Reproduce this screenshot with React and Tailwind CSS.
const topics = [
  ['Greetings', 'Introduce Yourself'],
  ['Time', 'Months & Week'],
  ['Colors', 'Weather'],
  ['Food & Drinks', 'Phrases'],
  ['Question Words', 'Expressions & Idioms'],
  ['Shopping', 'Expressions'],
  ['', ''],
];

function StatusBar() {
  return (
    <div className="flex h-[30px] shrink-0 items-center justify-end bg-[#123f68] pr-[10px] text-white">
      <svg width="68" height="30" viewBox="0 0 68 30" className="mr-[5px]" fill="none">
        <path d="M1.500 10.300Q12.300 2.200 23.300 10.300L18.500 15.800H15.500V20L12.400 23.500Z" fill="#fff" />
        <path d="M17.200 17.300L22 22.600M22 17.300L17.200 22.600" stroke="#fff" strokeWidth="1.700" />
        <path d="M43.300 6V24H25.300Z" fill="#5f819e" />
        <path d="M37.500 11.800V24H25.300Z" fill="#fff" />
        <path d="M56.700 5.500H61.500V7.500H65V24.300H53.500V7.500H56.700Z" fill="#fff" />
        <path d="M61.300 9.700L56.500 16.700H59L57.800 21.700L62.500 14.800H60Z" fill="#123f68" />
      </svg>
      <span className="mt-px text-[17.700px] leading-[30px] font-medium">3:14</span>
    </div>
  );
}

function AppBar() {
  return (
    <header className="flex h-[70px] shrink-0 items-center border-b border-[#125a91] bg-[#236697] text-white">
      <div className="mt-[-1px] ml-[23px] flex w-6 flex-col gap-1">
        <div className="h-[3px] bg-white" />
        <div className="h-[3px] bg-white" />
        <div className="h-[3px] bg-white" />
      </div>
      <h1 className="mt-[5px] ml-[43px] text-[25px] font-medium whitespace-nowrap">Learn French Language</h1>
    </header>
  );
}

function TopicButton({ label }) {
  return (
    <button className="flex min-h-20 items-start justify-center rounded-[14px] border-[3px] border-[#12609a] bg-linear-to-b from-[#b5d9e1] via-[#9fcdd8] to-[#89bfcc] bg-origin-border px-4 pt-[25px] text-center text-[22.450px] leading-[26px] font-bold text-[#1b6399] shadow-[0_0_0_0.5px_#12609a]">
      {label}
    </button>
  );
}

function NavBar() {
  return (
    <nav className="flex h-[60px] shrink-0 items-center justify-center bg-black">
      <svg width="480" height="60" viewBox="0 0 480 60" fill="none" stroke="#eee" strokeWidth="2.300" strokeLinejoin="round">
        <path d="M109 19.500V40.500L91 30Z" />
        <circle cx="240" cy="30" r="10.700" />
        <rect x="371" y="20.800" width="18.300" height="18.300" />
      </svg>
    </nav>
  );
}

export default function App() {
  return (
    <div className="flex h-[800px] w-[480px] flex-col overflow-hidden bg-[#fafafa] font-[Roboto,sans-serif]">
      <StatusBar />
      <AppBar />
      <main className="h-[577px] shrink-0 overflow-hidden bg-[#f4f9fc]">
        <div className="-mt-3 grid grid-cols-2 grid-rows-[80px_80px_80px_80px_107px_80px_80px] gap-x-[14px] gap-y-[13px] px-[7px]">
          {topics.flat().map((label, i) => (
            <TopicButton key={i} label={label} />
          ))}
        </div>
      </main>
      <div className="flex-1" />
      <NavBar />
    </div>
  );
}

- - - - - - -

Aim of the exercise: All of the material above needs to be retyped word for word.

The result:
Reproduce this screenshot with React and Tailwind CSS.
const topics = [
  ['Greetings', 'Introduce Yourself'],
  ['Time', 'Months & Week'],
  ['Colors', 'Weather'],
  ['Food & Drinks', 'Phrases'],
  ['Question Words', 'Expressions & Idioms'],
  ['Shopping', 'Expressions'],
  ['', ''],
];

function StatusBar() {
  return (
    <div className="flex h-[30px] shrink-0 items-center justify-end bg-[#123f68] pr-[10px] text-white">
      <svg width="68" height="30" viewBox="0 0 68 30" className="mr-[5px]" fill="none">
        <path d="M1.500 10.300Q12.300 2.200 23.300 10.300L18.500 15.800H15.500V20L12.400 23.500Z" fill="#fff" />
        <path d="M17.200 17.300L22 22.600M22 17.300L17.200 22.600" stroke="#fff" strokeWidth="1.700" />
        <path d="M43.300 6V24H25.300Z" fill="#5f819e" />
        <path d="M37.500 11.800V24H25.300Z" fill="#fff" />
        <path d="M56.700 5.500H61.500V7.500H65V24.300H53.500V7.500H56.700Z" fill="#fff" />
        <path d="M61.300 9.700L56.500 16.700H59L57.800 21.700L62.500 14.800H60Z" fill="#123f68" />
      </svg>
      <span className="mt-px text-[17.700px] leading-[30px] font-medium">3:14</span>
    </div>
  );
}

function AppBar() {
  return (
    <header className="flex h-[70px] shrink-0 items-center border-b border-[#125a91] bg-[#236697] text-white">
      <div className="mt-[-1px] ml-[23px] flex w-6 flex-col gap-1">
        <div className="h-[3px] bg-white" />
        <div className="h-[3px] bg-white" />
        <div className="h-[3px] bg-white" />
      </div>
      <h1 className="mt-[5px] ml-[43px] text-[25px] font-medium whitespace-nowrap">Learn French Language</h1>
    </header>
  );
}

function TopicButton({ label }) {
  return (
    <button className="flex min-h-20 items-start justify-center rounded-[14px] border-[3px] border-[#12609a] bg-linear-to-b from-[#b5d9e1] via-[#9fcdd8] to-[#89bfcc] bg-origin-border px-4 pt-[25px] text-center text-[22.450px] leading-[26px] font-bold text-[#1b6399] shadow-[0_0_0_0.5px_#12609a]">
      {label}
    </button>
  );
}

function NavBar() {
  return (
    <nav className="flex h-[60px] shrink-0 items-center justify-center bg-black">
      <svg width="480" height="60" viewBox="0 0 480 60" fill="none" stroke="#eee" strokeWidth="2.300" strokeLinejoin="round">
        <path d="M109 19.500V40.500L91 30Z" />
        <circle cx="240" cy="30" r="10.700" />
        <rect x="371" y="20.800" width="18.300" height="18.300" />
      </svg>
    </nav>
  );
}

export default function App() {
  return (
    <div className="flex h-[800px] w-[480px] flex-col overflow-hidden bg-[#fafafa] font-[Roboto,sans-serif]">
      <StatusBar />
      <AppBar />
      <main className="h-[577px] shrink-0 overflow-hidden bg-[#f4f9fc]">
        <div className="-mt-3 grid grid-cols-2 grid-rows-[80px_80px_80px_80px_107px_80px_80px] gap-x-[14px] gap-y-[13px] px-[7px]">
          {topics.flat().map((label, i) => (
            <TopicButton key={i} label={label} />
          ))}
        </div>
      </main>
      <div className="flex-1" />
      <NavBar />
    </div>
  );
}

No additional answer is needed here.